Fashion dictates that our first port of call is the ubiquitous NATO strap, which offers the simplest and most effective means of switching-up your old faithful with a funky colour-scheme, for next to no expense.
Page & Cooper has recently started selling Phoenix “NATO G10” straps. What makes these £12.99 NATO’s any better than the £5 jobs on Amazon? The simple fact that Phoenix has been making nylon straps for the British MOD since 1979. Combine this with the fact that “NATO” straps were an MOD conceit in the first place, and what you have here at Page & Cooper is the real deal.
The term “NATO” derives from the fact that the exact specification for this particular type of military strap, so beloved of hipsters spanning Brooklyn to Dalston, is detailed by the UK MOD Defence Standard, or “DefStan” 66-47 – a document that quotes a number of NATO stock numbers for variations of “Strap, Wrist Watch (Nylon)”. For soldiers to get their hands on one, they had to fill out a form known as the G1098, or “G10” for short, hence Phoenix’s suffix. Subsequently, they could retrieve the strap at their unit’s supply store of the same name.
Pictured here is the DefStan 66-47’s illustration. The whole idea being that if one spring bar on your watch pops out, it’ll all stay on your wrist.
A word to the wise, however, not long after the simple “Admiralty Grey” G10 was issued, British military regiments began speccing their straps with their own regimental colors and stripes. A popular civvy variant is called the “Bond”, after THAT moment in Goldfinger when Sean Connery’s secret agent famously wrist-checks his Rolex Submariner, to reveal blue, red and green striped “NATO”. But only amateurs call it the “Bond NATO” – rewind the tape and you’ll notice that the props department have simply crudely threaded a single loop of fabric through the Sub’s bars. Not only that, but the strap is too narrow for the ref. 6538’s lugs!
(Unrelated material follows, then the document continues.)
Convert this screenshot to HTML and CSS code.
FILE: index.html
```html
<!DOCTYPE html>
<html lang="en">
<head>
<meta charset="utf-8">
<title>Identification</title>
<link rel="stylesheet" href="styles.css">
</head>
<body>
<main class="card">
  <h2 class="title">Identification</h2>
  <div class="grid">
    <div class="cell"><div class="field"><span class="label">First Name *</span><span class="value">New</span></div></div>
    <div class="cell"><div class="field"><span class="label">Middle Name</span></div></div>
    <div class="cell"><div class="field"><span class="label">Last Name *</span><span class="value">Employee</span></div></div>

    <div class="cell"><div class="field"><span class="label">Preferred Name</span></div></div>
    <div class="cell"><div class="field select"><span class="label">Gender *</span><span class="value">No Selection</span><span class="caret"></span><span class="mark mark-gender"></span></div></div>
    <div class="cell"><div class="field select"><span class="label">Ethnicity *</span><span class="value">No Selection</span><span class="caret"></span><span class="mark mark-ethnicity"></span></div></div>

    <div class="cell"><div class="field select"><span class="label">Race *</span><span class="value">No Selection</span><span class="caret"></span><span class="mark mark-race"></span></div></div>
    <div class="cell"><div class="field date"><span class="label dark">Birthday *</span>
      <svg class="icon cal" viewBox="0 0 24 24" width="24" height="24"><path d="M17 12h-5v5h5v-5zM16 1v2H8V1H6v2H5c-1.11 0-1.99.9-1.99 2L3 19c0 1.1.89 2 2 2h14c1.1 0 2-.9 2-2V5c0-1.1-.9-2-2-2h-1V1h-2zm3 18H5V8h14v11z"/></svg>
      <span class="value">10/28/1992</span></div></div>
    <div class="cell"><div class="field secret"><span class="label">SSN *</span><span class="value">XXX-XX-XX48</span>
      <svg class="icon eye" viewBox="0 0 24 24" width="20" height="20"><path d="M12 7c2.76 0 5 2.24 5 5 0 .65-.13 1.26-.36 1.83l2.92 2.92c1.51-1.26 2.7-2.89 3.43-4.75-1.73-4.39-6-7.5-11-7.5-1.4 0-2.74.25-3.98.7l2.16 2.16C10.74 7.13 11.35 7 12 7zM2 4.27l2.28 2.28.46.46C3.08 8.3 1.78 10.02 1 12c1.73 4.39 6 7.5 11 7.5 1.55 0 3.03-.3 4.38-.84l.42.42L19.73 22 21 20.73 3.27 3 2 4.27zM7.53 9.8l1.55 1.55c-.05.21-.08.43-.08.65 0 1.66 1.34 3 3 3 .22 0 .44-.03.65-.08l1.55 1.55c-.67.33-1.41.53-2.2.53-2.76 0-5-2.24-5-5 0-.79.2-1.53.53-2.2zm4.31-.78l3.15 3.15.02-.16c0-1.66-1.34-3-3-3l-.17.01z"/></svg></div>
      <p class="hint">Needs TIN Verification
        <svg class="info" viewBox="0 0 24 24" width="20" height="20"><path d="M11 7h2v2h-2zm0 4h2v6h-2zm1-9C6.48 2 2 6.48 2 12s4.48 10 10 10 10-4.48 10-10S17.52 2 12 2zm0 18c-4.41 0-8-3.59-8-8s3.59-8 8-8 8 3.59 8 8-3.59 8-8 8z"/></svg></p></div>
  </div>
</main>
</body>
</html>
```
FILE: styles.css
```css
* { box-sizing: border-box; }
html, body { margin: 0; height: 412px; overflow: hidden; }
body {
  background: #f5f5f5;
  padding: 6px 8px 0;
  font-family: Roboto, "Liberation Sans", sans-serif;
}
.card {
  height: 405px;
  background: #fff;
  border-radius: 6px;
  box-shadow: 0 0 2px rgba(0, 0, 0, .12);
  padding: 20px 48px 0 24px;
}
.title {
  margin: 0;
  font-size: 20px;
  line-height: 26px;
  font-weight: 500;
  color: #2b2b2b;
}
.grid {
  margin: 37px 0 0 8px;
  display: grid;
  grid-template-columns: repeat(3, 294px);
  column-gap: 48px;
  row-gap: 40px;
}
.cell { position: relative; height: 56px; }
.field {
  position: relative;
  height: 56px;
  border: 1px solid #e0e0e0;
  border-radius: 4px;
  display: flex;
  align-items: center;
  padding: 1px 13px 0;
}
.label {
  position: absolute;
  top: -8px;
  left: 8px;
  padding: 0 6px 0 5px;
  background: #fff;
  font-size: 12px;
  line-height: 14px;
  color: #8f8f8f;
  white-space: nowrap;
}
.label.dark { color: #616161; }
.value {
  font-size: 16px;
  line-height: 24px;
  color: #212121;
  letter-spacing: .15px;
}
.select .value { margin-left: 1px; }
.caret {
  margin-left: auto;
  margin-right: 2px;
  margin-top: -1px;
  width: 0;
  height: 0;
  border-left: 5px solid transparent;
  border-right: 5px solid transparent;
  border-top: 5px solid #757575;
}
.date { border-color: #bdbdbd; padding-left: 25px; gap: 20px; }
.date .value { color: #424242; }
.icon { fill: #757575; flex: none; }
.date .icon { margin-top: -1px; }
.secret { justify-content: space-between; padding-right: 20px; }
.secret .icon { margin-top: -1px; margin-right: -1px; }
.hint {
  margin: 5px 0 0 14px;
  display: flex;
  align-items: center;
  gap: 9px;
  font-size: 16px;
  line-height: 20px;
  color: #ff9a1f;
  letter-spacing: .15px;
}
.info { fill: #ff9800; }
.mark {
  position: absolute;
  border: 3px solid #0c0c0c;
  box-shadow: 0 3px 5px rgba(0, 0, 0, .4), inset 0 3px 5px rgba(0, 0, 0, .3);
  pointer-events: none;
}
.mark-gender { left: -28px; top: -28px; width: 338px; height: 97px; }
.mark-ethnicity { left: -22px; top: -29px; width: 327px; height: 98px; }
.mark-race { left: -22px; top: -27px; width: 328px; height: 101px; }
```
Still, not as bad a blooper as Statham’s Panerai “beeping” in The Transporter, I guess…
And speaking of American gaffs, here’s something that’s actually Canadian, and not a gaff at all: Marathon. No, not a stale old Snickers bar, but rather a DefStan 66-47-based NATO style strap, in beautifully crafted leather. It was 1939 that Morris Wein founded Marathon Watch in Montreal, supplying fine precision timepieces to retailers throughout North America. In 1941 Marathon began manufacturing timing instruments for the Allied Forces and Marathon still supplies straps to the US Marine Corps, US Government, Canadian Navy and The Mounties.
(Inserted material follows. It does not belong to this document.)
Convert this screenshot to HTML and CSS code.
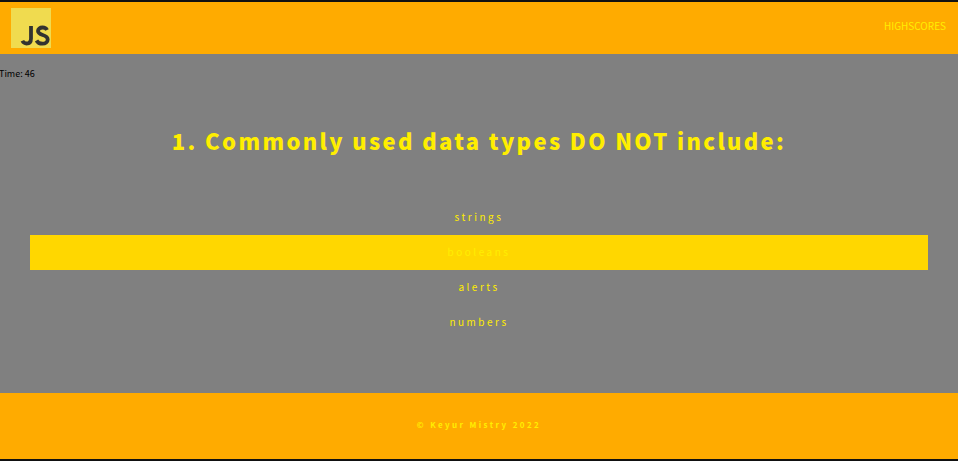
FILE: index.html
```html
<!DOCTYPE html>
<html lang="en">
<head>
<meta charset="utf-8">
<title>Code Quiz</title>
<link rel="stylesheet" href="styles.css">
</head>
<body>
<div class="page">
  <header class="top">
    <svg class="logo" viewBox="0 0 40 40" aria-label="JS logo">
      <rect width="40" height="40" fill="#f0db4f"/>
      <path d="M20 18v12.500c0 3.400-1.800 5-4.400 5-2 0-3.400-1-4.200-2.700" fill="none" stroke="#323330" stroke-width="3.800"/>
      <path d="M36 22c-.8-1.700-2.300-2.500-4.500-2.500-2.600 0-4.500 1.300-4.500 3.500 0 5 9.700 3 9.700 8.400 0 2.700-2.200 4.300-5.300 4.300-2.800 0-4.800-1.200-5.900-3.200" fill="none" stroke="#323330" stroke-width="3.800"/>
    </svg>
    <a class="scores" href="#">HIGHSCORES</a>
  </header>
  <main class="quiz">
    <p class="timer">Time: 46</p>
    <h1 class="question">1. Commonly used data types DO NOT include:</h1>
    <ul class="options">
      <li class="option">strings</li>
      <li class="option option-active">booleans</li>
      <li class="option">alerts</li>
      <li class="option">numbers</li>
    </ul>
  </main>
  <footer class="bottom">
    <p class="copy">© Keyur Mistry 2022</p>
  </footer>
</div>
</body>
</html>
```
FILE: styles.css
```css
* { box-sizing: border-box; }
html, body { margin: 0; padding: 0; }
body {
  height: 461px;
  overflow: hidden;
  font-family: "Noto Sans CJK SC", "Noto Sans", sans-serif;
}
.page {
  height: 461px;
  display: flex;
  flex-direction: column;
  border-top: 2px solid #111;
  border-bottom: 2px solid #111;
}
.top {
  height: 52px;
  flex: none;
  background: #ffab00;
  display: flex;
  align-items: flex-start;
  justify-content: space-between;
  padding: 6px 12px 0 11px;
}
.logo { width: 40px; height: 40px; display: block; }
.scores {
  color: #ffee00;
  font-size: 10px;
  line-height: 15px;
  margin-top: 10px;
  text-decoration: none;
}
.quiz {
  flex: 1;
  background: #808080;
  display: flex;
  flex-direction: column;
}
.timer {
  margin: 13px 0 0 -1px;
  font-size: 9px;
  line-height: 14px;
  color: #000;
}
.question {
  margin: 43px 0 0;
  text-align: center;
  color: #ffee00;
  font-size: 22px;
  line-height: 33px;
  font-weight: 900;
  letter-spacing: 2.34px;
}
.options {
  list-style: none;
  margin: 43px 30px 0;
  padding: 0;
}
.option {
  height: 35px;
  line-height: 33px;
  text-align: center;
  color: #ffee00;
  font-size: 10px;
  letter-spacing: 2.5px;
}
.option-active { background: #ffd700; }
.bottom {
  height: 66px;
  flex: none;
  background: #ffab00;
  padding-top: 26px;
}
.copy {
  margin: 0;
  text-align: center;
  color: #ffee00;
  font-size: 8px;
  line-height: 12px;
  font-weight: 700;
  letter-spacing: 2.4px;
}
```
Three’s the magic number they say, and our third and final stop is ISOfrane – quite simply the connoisseur diver’s no. 1 choice. A cult classic, laid waste by the Quartz Crisis in the Eighties, and now back since 2010, to a huge sigh of relief.
They may look like basic rubber straps with steel buckles to you, but the ISOfrane really was a game-changer back in the Sixties – the immediate choice of Omega for example, when it came to kitting out the cult-classic Seamaster PloProf. Before then, dive straps were usually made from rubber. They were sticky, uncomfortable and would often blister and crack in extreme conditions. These straps were even harder on the divers wearing them. Without ventilation, the skin doesn’t breath.
The ISOfrane strap changed all of that. Being manufactured using a compound called isoprene – a colourless, liquid hydrocarbon obtained in the processing of petroleum and/or coal tar – the ISOfrane was far more durable, breathable, and maintained its looks.
Armed with such knowledge, you can now take your watch-stalking hobby beyond the Tube, and out on the high seas. You’re welcome.